His association with the magazine was heaven sent, for it gave him the space to follow his wide interests, to own his own time and to write wonderfully about it all. Reid settled for long periods in France, Switzerland, Spain and elsewhere in the Hispanic world, always a foreigner but never a tourist. His love affair with Spain produced a series of brilliant portraits of life under Franco from an urban and rural point of view; a decade in the Dominican Republic resulted in the masterpiece of cultural politics that is Waiting For Columbus, included here; while short stays in Gibraltar and the Basque country spawned some wonderful meditations on the oddities of identity.
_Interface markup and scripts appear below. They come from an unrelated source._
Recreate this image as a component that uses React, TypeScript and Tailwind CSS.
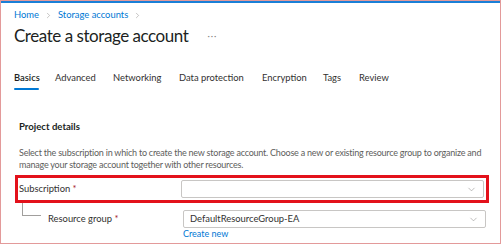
import { ChevronDown, ChevronRight } from "lucide-react";

const tabs = [
  { label: "Basics", w: "w-[41px]" },
  { label: "Advanced", w: "w-[58px]" },
  { label: "Networking", w: "w-[66px]" },
  { label: "Data protection", w: "w-[83px]" },
  { label: "Encryption", w: "w-[61px]" },
  { label: "Tags", w: "w-[36px]" },
  { label: "Review", w: "w-[40px]" },
];

function Select({ value }: { value?: string }) {
  return (
    <div className="flex h-[18px] w-[303px] items-center justify-between rounded-[2px] border border-[#c8c6c4] bg-white pl-[6px] pr-[6px]">
      <span className="text-[9.4px] text-[#323130]">{value}</span>
      <ChevronDown size={11} strokeWidth={1.2} className="text-[#8a8886]" />
    </div>
  );
}

export default function App() {
  return (
    <div
      className="flex h-[244px] w-[501px] flex-col overflow-hidden border border-[#e39a9a] bg-white text-[#323130]"
      style={{ fontFamily: 'Lato, "Open Sans", sans-serif' }}
    >
      <div className="h-[2px] bg-[#1a7fd6]" />
      <div className="pl-[13px] pt-[6px]">
        {/* breadcrumb */}
        <div className="flex h-[12px] items-center gap-[5px] text-[9.4px] leading-[12px] text-[#0078d4]">
          <span>Home</span>
          <ChevronRight size={9} strokeWidth={1.3} className="text-[#8a8886]" />
          <span>Storage accounts</span>
          <ChevronRight size={9} strokeWidth={1.3} className="text-[#8a8886]" />
        </div>

        {/* title */}
        <div className="mt-[4px] flex h-[22px] items-center">
          <h1 className="text-[17px] leading-[22px] font-normal tracking-[-0.45px] text-[#201f1e]">
            Create a storage account
          </h1>
          <span className="ml-[19px] text-[9px] tracking-[1px] text-[#8a8886]">···</span>
        </div>

        {/* tabs */}
        <div className="mt-[24px] flex text-[9.4px] leading-[14px]">
          {tabs.map((t, i) => (
            <div key={t.label} className={`flex flex-col items-start ${t.w}`}>
              <span className={i === 0 ? "font-semibold text-[#201f1e]" : "text-[#323130]"}>{t.label}</span>
              <span className={i === 0 ? "mt-[3px] h-[2px] w-[25px] rounded-full bg-[#0078d4]" : "mt-[3px] h-[2px]"} />
            </div>
          ))}
        </div>
      </div>

      {/* project details */}
      <div className="pl-[18px] pr-[10px] pt-[30px]">
        <div className="text-[9.6px] leading-[14px] font-bold text-[#201f1e]">Project details</div>
        <p className="mt-[13px] text-[9px] leading-[12px] tracking-[-0.22px] text-[#605e5c]">
          Select the subscription in which to create the new storage account. Choose a new or existing resource group to organize and
          manage your storage account together with other resources.
        </p>
      </div>

      {/* subscription (highlighted) */}
      <div className="ml-[14px] mr-[11px] mt-[4px] flex h-[28px] items-center border-[3px] border-[#e3111b] pl-[1px] pr-[2px]">
        <span className="w-[162px] text-[9.4px] text-[#323130]">
          Subscription <span className="text-[#a4262c]">*</span>
        </span>
        <Select />
      </div>

      {/* resource group */}
      <div className="relative ml-[20px] mt-[7px] flex items-start">
        <div className="absolute left-[1px] top-[-7px] h-[13px] w-[19px] border-b border-l border-[#a19f9d]" />
        <span className="ml-[27px] w-[135px] pt-[2px] text-[9.4px] leading-[14px] text-[#323130]">
          Resource group <span className="text-[#a4262c]">*</span>
        </span>
        <div className="flex flex-col">
          <Select value="DefaultResourceGroup-EA" />
          <span className="text-[9px] leading-[10px] mt-[1px] text-[#0078d4]">Create new</span>
        </div>
      </div>
    </div>
  );
}
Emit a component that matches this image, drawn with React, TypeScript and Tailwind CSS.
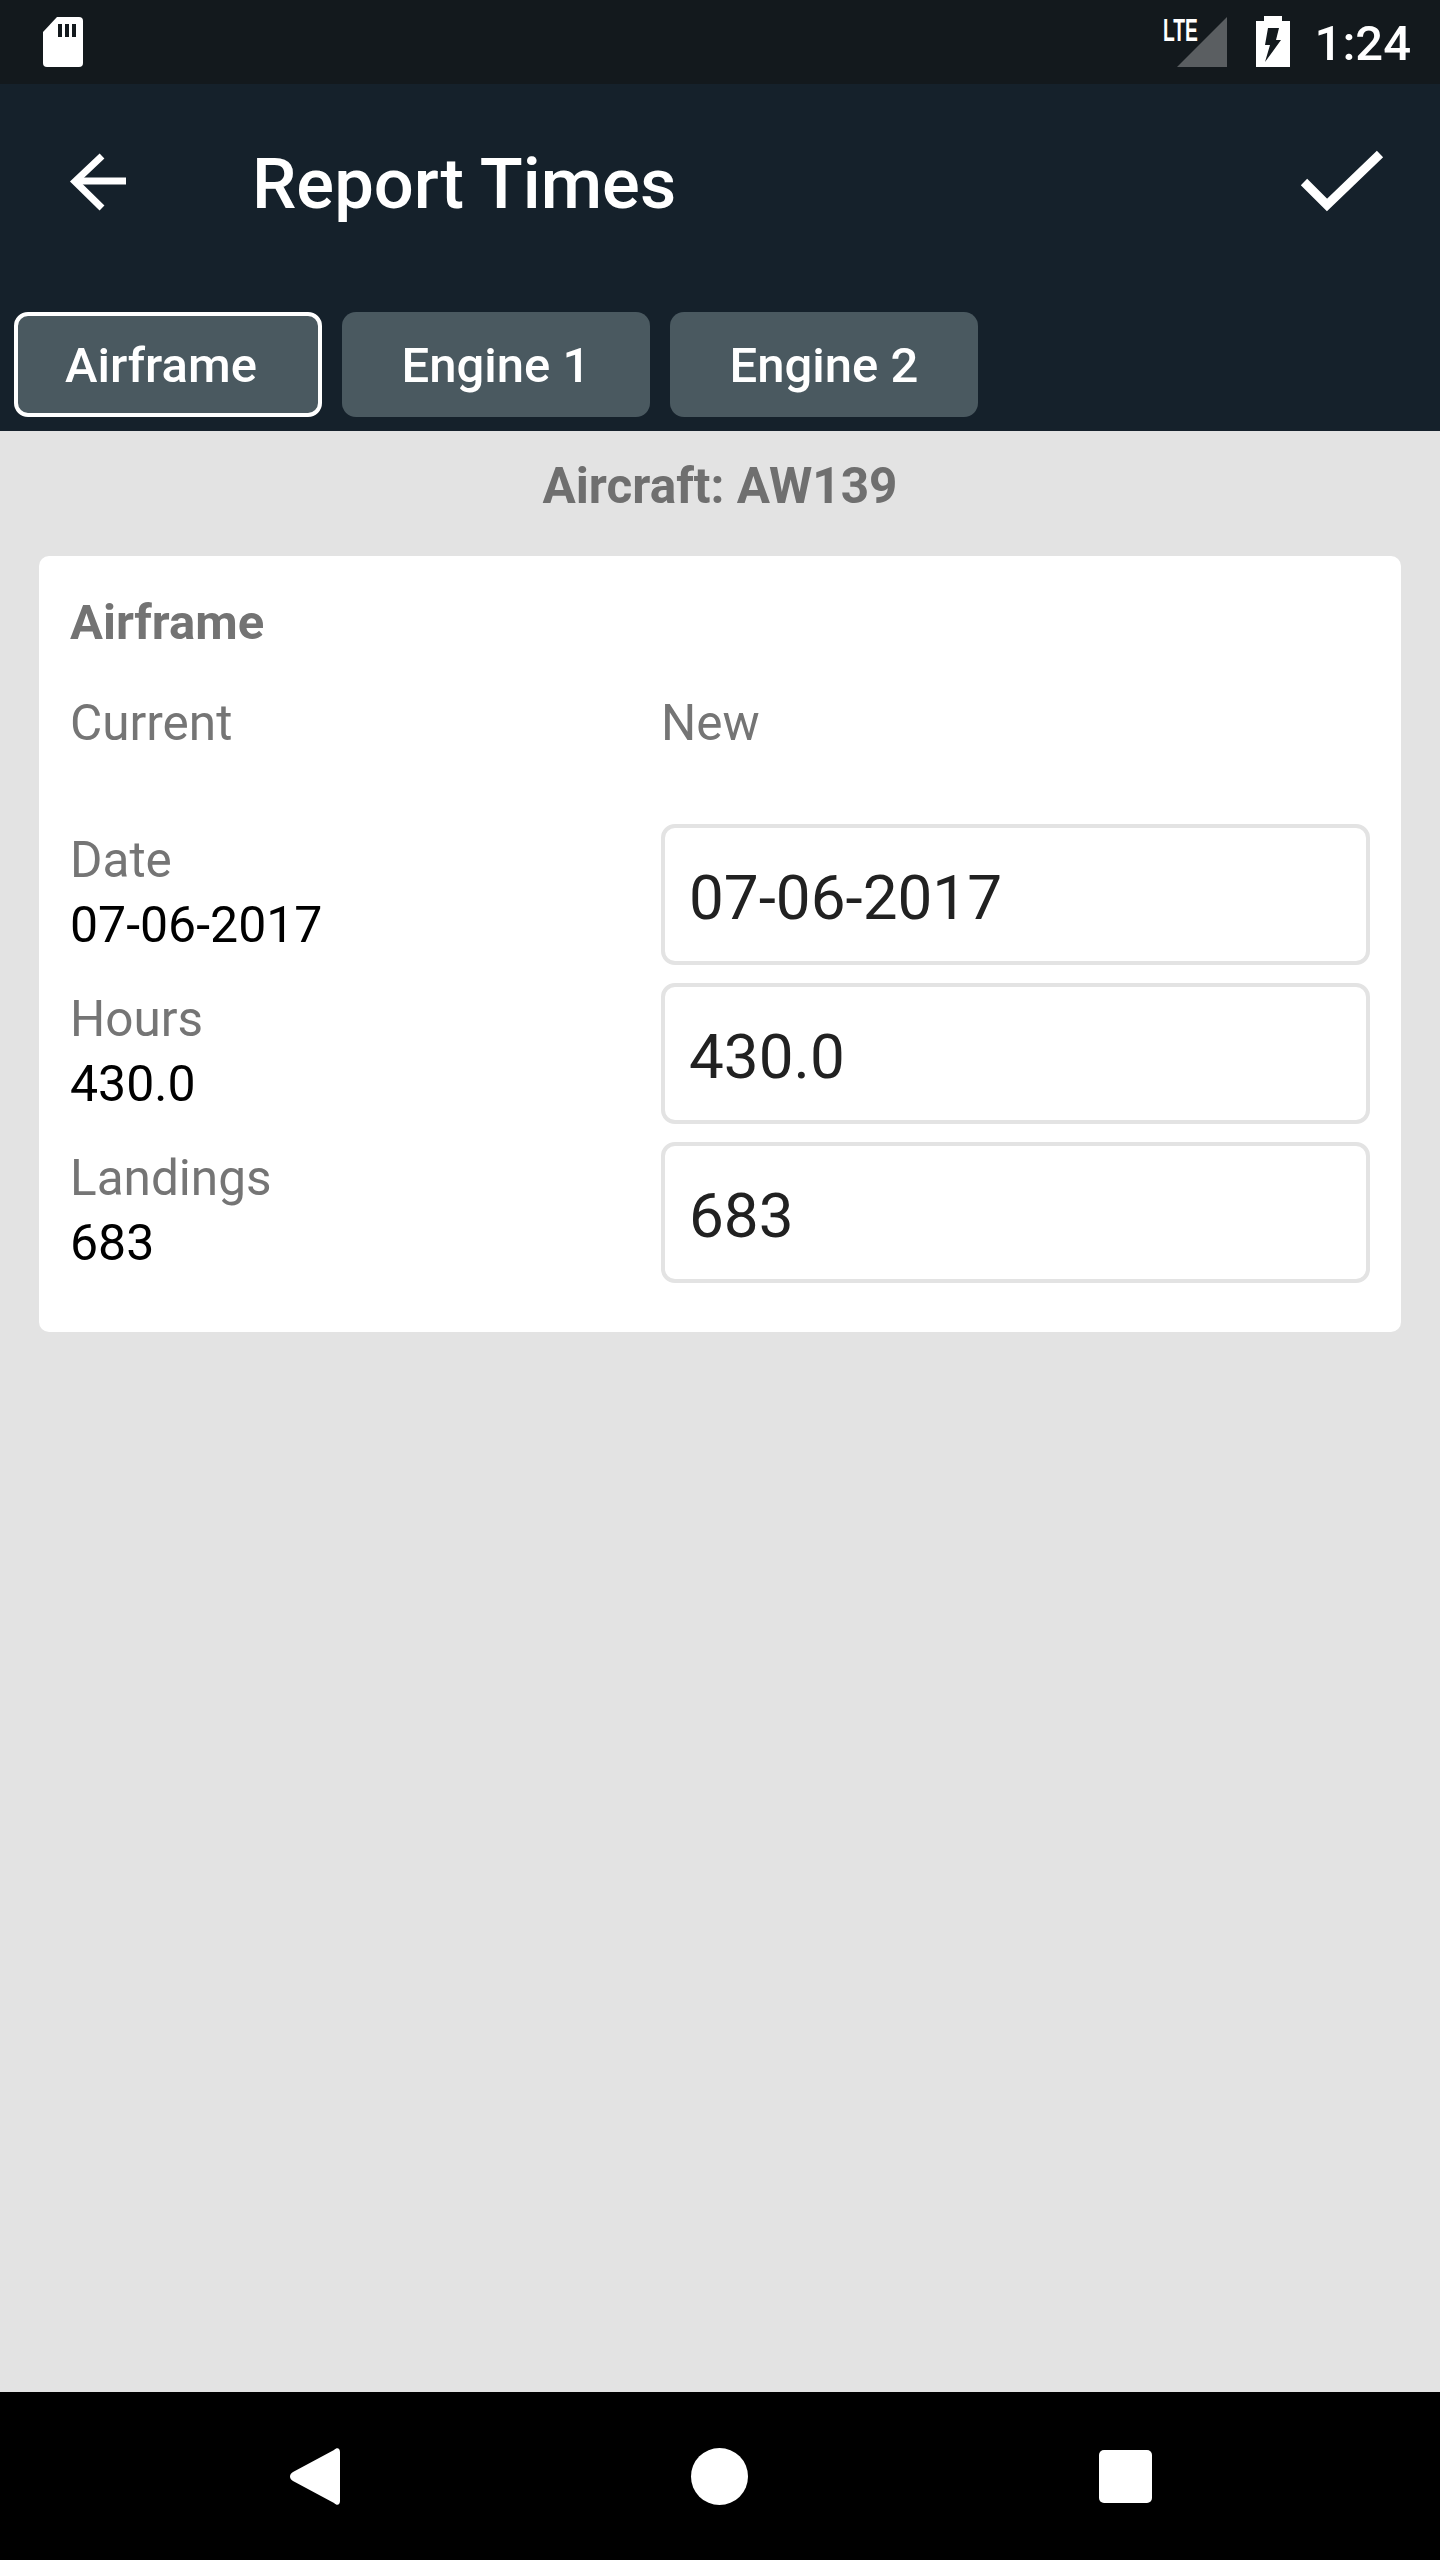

He was also capable of a lighter though no less penetrating touch, as his coverage of five successive football World Cups shows.
Behind it all lay Scotland, a country he often visited and wrote about with the wry, frustrated fascination that is an aspect of fierce, though by no means uncritical, love. A son of the manse, Reid grew up in Whithorn and Selkirk, an experience which, though rich and rewarding, he was anxious to leave behind. Like many poets he has often returned to the territory of childhood, in a radiant series of essays which demonstrate where his wonder at, and openness to, the world came from.
As Douglas Dunn notes in his introduction to a companion volume of poems and translations, Reid's "amazement" is the thing. Harnessed by a mastery of craft, informed by bilingualism and the influence of Borges, it has given us a body of work which should be celebrated as uniquely Scottish, and effortlessly cosmopolitan.